* **Do this**
From the data that follows, copy every line holding the string "React".

-- begin Material --

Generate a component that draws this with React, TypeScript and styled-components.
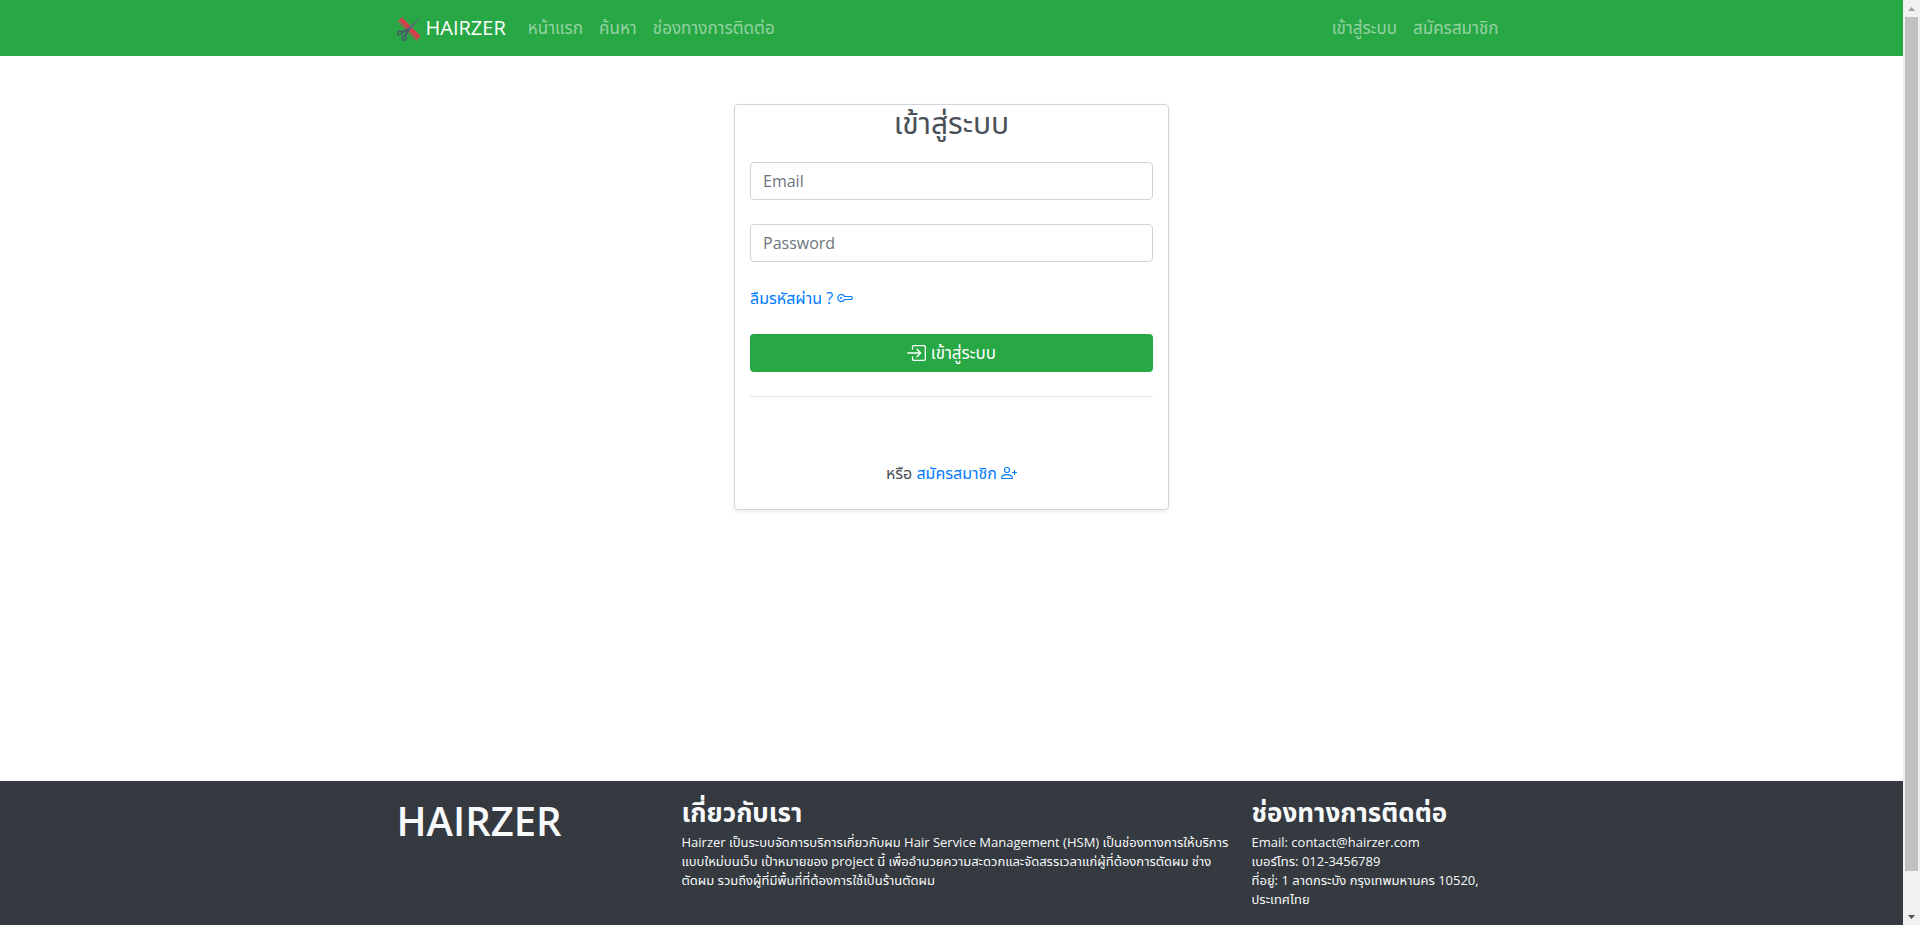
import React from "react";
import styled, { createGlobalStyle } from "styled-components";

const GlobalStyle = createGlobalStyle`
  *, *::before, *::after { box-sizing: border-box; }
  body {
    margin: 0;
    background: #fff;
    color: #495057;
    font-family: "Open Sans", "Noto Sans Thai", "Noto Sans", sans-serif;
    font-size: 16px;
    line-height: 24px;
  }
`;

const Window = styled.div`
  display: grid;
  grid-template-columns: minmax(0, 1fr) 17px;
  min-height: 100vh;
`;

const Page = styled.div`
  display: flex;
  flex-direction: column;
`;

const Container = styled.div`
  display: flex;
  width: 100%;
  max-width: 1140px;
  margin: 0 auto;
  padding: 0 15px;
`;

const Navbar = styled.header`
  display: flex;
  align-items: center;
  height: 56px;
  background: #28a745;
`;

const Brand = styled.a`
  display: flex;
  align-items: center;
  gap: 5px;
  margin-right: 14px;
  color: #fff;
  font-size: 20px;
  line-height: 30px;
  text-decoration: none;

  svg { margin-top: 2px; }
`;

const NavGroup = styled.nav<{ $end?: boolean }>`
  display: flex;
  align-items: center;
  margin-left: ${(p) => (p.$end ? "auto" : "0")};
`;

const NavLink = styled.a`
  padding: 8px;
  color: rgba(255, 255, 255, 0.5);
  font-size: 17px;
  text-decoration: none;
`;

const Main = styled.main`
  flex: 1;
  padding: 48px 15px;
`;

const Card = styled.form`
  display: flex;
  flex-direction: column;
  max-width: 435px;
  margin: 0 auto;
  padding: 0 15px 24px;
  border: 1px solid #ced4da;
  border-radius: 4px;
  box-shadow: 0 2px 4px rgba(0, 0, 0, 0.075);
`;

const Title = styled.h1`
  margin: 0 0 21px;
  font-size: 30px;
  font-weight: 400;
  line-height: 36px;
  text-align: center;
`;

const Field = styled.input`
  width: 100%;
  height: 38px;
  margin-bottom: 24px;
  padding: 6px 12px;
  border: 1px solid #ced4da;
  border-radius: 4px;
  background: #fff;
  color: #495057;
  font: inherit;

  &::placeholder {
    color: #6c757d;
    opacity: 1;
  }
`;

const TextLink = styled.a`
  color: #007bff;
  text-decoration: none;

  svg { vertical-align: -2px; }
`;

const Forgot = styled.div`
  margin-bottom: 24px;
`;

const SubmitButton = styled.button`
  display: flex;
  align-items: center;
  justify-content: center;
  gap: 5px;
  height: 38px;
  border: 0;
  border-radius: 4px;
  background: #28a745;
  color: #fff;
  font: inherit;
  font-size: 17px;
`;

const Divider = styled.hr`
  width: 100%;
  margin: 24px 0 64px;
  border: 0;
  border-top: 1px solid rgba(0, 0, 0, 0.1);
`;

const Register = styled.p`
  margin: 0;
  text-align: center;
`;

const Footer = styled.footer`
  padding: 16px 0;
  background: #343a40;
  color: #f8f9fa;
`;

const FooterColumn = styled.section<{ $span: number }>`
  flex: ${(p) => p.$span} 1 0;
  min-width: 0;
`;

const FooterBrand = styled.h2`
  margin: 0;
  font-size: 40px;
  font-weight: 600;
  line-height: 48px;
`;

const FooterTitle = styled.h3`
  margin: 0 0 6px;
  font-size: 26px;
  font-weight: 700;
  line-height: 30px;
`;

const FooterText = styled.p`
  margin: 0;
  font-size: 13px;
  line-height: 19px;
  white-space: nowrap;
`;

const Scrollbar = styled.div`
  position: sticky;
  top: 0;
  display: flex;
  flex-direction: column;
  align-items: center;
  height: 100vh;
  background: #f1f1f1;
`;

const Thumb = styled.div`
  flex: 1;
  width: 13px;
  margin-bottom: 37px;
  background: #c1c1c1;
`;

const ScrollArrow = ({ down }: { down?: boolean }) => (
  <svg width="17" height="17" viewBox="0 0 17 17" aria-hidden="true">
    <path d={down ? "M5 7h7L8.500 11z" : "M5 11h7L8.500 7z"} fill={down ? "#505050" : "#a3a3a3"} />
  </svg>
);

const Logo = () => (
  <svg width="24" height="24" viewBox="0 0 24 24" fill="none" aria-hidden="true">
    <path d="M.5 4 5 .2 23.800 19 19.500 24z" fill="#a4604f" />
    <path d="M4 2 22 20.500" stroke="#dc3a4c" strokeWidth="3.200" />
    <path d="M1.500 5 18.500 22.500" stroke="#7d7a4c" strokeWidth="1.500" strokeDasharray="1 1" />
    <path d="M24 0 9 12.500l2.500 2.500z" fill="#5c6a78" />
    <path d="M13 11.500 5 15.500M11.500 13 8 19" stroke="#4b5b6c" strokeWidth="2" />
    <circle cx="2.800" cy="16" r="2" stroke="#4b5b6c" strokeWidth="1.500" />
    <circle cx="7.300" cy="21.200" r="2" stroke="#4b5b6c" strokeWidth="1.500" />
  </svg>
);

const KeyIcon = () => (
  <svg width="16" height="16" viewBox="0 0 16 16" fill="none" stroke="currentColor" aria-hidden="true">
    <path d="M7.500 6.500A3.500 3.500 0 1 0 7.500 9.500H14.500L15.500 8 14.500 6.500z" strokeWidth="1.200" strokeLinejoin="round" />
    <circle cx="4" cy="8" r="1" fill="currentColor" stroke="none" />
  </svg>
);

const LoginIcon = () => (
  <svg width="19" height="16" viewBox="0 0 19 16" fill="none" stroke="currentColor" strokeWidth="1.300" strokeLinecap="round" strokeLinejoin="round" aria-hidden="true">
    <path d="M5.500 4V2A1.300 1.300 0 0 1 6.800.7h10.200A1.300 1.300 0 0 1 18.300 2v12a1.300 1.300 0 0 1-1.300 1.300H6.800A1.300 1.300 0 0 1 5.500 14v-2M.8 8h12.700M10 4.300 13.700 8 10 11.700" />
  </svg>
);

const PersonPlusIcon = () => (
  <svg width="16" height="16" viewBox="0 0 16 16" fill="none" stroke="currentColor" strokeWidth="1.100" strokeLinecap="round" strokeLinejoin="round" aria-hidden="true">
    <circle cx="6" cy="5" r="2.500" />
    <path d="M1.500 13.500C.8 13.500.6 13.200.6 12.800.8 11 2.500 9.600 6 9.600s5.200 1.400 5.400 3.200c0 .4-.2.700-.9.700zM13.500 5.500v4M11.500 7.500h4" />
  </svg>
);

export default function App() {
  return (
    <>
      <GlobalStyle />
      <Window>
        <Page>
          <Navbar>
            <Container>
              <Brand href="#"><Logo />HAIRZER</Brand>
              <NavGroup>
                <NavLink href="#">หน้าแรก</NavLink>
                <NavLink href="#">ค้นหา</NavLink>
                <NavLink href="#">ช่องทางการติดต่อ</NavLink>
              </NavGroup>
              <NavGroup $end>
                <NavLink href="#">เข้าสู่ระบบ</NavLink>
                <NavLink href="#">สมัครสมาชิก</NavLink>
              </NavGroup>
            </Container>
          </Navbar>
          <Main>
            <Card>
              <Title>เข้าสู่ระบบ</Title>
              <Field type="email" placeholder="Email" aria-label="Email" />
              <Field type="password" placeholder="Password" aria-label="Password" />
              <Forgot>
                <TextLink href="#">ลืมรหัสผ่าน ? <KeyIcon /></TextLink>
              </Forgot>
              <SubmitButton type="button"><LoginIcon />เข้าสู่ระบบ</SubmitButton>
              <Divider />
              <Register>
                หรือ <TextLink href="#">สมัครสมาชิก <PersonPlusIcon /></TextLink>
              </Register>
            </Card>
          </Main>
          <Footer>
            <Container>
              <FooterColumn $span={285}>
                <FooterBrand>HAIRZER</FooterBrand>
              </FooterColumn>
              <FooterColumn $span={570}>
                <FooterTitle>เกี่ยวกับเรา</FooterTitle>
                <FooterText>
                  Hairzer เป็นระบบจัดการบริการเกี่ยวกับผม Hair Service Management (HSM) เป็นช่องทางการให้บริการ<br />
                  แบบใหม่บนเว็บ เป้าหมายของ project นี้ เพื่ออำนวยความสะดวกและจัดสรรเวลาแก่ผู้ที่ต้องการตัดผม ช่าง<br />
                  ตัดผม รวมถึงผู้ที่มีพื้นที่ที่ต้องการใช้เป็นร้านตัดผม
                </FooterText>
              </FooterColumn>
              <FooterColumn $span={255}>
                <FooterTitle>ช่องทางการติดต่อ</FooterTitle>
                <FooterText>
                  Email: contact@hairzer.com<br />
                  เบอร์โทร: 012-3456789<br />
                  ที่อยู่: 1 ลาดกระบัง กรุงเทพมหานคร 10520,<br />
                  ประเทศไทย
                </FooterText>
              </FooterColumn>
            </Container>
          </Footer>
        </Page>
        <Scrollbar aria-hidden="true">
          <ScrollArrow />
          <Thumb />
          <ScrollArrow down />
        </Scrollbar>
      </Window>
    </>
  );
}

-- end Material --

* **Answer for the task**
Generate a component that draws this with React, TypeScript and styled-components.
import React from "react";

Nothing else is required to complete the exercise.